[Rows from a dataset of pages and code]
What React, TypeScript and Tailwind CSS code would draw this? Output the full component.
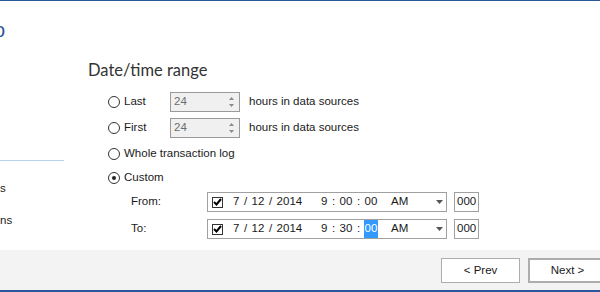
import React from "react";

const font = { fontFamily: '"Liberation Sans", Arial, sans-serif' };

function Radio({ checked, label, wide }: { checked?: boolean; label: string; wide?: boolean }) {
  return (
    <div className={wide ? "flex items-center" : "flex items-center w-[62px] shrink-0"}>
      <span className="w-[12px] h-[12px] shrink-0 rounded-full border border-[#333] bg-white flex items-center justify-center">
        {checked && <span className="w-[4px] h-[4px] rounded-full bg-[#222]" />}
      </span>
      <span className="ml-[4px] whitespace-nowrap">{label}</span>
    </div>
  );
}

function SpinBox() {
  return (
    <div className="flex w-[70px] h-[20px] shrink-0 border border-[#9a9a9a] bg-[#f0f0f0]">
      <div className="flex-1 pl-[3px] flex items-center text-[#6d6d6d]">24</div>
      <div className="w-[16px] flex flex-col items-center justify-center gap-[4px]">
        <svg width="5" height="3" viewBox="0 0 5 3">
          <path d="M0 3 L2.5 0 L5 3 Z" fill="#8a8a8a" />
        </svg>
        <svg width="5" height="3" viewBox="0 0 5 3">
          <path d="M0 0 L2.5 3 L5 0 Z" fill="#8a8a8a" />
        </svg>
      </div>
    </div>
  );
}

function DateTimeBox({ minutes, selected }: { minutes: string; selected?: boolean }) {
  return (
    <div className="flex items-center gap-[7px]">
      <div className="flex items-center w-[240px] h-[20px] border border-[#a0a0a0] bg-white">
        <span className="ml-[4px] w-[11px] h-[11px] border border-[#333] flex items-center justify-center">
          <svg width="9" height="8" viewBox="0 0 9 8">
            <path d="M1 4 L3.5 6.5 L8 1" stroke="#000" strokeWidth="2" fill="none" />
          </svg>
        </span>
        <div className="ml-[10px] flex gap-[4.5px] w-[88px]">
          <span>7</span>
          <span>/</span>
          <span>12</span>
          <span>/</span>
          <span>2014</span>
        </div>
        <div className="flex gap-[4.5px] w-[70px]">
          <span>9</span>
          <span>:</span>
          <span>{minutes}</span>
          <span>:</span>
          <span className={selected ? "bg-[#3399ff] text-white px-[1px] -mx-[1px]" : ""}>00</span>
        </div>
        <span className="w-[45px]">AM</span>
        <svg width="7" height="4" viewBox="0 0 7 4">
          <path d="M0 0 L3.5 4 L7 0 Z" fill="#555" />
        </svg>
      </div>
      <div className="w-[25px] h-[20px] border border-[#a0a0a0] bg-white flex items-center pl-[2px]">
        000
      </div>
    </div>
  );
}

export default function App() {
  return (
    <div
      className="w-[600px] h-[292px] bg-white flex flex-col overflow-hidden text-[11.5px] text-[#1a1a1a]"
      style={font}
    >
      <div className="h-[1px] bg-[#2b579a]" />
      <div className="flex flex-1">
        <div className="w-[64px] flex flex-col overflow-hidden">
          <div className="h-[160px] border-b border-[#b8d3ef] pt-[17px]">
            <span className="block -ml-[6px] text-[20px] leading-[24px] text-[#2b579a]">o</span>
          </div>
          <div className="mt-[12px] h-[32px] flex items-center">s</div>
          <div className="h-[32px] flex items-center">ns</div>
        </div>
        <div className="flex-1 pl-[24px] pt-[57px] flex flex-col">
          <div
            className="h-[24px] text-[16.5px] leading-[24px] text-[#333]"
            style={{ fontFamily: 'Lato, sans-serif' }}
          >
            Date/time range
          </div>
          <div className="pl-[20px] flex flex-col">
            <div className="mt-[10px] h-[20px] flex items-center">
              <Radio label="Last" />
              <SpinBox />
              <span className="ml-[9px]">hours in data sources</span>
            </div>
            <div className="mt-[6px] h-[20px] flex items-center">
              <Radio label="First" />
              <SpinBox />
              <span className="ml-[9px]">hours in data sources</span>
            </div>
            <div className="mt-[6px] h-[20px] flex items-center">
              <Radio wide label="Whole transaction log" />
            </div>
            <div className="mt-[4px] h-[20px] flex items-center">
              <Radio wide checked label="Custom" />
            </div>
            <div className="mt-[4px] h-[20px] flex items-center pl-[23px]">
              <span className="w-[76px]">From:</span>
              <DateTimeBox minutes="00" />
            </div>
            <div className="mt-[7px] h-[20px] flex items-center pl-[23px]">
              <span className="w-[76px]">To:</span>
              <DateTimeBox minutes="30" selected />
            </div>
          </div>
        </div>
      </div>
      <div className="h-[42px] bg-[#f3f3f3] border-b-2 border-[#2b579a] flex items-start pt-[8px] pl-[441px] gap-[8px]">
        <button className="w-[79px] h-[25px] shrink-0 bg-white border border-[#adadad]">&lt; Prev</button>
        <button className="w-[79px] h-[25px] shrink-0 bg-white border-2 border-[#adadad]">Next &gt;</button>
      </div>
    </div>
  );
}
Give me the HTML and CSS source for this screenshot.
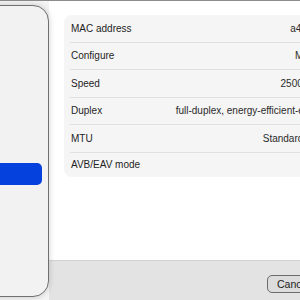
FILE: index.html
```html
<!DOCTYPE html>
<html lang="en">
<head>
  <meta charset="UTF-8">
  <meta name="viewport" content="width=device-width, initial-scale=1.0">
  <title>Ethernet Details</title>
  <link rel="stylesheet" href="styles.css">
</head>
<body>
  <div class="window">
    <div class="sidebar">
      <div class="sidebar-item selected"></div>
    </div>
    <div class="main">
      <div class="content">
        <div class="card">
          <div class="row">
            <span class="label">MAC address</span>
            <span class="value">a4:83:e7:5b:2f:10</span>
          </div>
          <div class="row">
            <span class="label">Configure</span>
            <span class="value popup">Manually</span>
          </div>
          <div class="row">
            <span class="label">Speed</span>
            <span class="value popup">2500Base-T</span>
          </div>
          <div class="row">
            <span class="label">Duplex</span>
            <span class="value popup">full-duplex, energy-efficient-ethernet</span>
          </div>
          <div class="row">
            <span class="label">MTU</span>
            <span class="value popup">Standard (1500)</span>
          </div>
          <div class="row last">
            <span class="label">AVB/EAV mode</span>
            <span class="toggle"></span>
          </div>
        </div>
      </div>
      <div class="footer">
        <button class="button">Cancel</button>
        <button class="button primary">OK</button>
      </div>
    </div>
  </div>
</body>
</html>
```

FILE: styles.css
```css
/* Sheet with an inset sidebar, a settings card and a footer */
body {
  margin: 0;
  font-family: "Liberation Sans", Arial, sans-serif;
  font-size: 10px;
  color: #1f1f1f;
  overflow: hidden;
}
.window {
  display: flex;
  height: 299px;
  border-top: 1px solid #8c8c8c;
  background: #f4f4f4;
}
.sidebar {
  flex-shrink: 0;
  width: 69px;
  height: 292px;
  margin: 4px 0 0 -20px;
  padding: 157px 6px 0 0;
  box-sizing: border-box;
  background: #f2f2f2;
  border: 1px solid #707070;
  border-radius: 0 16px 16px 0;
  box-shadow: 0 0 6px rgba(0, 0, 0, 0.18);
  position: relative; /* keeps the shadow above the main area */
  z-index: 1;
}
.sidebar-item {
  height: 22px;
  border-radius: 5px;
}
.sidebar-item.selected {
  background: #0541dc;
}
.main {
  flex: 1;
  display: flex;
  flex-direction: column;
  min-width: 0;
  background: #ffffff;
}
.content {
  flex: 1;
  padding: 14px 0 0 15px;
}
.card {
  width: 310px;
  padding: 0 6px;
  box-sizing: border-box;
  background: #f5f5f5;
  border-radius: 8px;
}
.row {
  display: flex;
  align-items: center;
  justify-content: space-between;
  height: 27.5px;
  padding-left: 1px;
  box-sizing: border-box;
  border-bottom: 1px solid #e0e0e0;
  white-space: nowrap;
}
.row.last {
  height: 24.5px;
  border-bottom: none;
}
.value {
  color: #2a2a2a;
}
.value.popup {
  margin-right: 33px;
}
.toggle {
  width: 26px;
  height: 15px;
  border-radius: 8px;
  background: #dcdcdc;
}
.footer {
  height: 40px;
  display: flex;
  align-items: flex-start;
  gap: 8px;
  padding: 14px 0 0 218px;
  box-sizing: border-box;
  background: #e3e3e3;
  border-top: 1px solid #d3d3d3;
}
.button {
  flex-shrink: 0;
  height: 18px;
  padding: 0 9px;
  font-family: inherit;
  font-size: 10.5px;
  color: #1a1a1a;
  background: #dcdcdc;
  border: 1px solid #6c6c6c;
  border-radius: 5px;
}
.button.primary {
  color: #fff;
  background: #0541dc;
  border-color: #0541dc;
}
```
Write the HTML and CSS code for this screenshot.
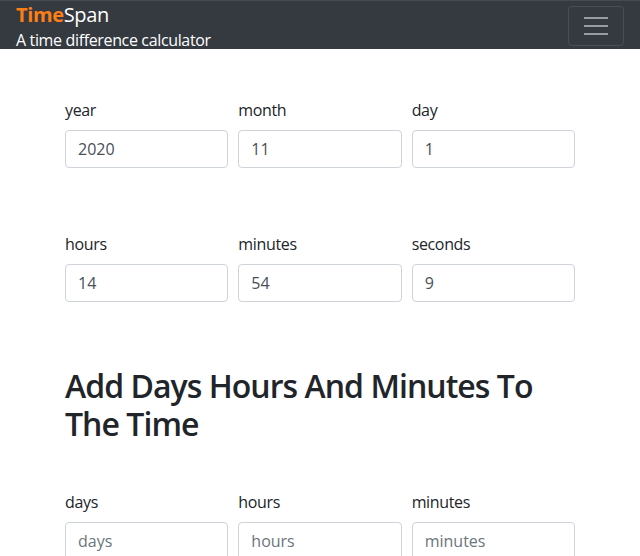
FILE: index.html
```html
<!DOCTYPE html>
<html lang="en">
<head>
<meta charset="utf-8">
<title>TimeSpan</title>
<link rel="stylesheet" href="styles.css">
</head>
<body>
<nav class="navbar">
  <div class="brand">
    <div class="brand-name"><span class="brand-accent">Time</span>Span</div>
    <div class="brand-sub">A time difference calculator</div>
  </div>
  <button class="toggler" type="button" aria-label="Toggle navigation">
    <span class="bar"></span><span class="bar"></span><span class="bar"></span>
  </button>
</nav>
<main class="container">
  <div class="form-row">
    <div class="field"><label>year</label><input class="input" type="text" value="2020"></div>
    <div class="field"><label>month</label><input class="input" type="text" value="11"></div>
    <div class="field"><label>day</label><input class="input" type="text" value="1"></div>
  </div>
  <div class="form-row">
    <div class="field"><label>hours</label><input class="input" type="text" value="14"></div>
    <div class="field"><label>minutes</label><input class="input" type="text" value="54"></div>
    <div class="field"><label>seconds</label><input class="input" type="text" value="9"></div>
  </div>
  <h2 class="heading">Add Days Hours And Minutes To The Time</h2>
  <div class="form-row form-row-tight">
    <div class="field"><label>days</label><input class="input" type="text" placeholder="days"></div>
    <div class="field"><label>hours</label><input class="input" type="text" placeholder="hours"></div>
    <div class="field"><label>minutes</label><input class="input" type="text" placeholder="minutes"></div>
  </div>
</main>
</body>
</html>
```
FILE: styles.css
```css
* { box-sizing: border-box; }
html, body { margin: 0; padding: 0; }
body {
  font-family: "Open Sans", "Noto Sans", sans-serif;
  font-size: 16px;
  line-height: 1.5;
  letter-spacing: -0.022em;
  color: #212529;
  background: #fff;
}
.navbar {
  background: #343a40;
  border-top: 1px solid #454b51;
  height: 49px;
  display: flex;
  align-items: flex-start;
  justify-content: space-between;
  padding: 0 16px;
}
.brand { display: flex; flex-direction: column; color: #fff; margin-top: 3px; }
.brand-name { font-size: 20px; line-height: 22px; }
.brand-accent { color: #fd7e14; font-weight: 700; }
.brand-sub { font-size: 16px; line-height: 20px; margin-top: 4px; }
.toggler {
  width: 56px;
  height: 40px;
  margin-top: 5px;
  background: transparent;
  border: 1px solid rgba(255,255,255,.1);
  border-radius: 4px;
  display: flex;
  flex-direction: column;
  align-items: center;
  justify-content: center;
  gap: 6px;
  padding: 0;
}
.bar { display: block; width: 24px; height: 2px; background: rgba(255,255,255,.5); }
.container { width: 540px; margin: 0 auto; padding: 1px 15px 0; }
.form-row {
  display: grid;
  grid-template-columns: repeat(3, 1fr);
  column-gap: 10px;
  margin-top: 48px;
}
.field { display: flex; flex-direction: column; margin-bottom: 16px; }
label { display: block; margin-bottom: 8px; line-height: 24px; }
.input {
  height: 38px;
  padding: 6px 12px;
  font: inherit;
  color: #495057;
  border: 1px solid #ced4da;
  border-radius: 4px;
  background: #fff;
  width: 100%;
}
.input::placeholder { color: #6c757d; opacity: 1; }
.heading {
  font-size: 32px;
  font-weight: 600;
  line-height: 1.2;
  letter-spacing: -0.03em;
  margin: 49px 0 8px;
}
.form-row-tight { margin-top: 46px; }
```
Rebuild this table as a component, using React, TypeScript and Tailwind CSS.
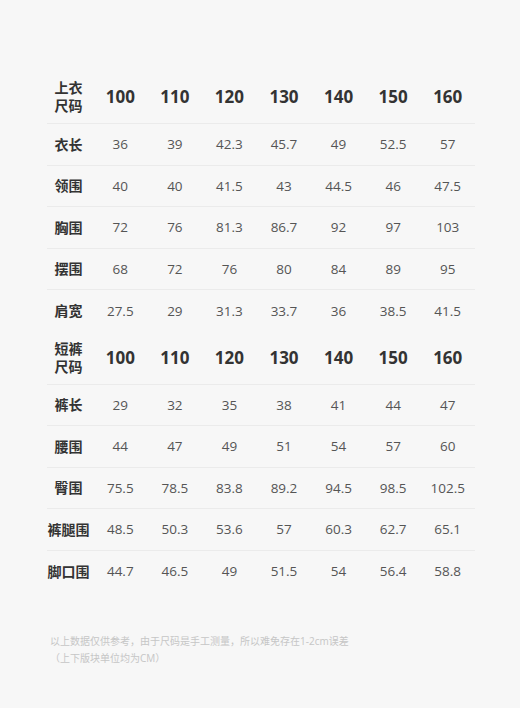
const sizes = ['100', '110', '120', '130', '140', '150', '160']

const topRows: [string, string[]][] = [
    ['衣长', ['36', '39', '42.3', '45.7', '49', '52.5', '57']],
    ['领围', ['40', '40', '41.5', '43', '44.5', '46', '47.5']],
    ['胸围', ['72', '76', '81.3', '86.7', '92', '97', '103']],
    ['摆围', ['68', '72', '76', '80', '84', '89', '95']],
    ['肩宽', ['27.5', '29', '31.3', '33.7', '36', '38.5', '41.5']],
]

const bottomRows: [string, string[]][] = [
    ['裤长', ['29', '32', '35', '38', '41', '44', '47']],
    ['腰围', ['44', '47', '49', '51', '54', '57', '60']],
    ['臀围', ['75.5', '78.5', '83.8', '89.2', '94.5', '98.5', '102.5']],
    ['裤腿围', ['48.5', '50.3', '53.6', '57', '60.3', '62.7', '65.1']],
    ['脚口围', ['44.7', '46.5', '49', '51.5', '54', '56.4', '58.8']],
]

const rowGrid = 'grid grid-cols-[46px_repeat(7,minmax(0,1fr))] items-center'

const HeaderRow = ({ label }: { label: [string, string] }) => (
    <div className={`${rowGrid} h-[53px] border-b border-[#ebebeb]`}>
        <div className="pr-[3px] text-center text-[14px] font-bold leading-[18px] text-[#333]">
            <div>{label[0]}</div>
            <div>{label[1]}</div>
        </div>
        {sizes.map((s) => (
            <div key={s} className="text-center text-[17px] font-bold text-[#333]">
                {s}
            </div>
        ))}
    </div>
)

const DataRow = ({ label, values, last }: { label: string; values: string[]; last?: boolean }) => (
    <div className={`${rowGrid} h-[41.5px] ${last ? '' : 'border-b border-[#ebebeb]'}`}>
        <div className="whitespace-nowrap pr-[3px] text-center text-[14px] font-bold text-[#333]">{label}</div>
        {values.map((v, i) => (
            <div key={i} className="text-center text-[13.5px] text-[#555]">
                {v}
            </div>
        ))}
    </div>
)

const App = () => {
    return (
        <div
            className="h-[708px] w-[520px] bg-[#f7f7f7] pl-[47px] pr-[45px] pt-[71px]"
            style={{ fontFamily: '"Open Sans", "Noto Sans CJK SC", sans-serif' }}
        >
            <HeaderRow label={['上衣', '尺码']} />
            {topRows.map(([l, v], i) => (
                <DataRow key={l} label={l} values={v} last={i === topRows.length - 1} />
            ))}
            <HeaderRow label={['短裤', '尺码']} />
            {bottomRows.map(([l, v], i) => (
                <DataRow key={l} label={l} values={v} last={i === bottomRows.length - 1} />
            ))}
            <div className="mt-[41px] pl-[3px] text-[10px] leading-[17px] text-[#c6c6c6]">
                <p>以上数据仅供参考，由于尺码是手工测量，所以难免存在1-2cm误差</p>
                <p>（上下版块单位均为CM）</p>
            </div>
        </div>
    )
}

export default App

EXERCISE DETAILS
From the entries, report each line that includes the word "TypeScript".

RESULT
What React, TypeScript and Tailwind CSS code would draw this? Output the full component.
Rebuild this table as a component, using React, TypeScript and Tailwind CSS.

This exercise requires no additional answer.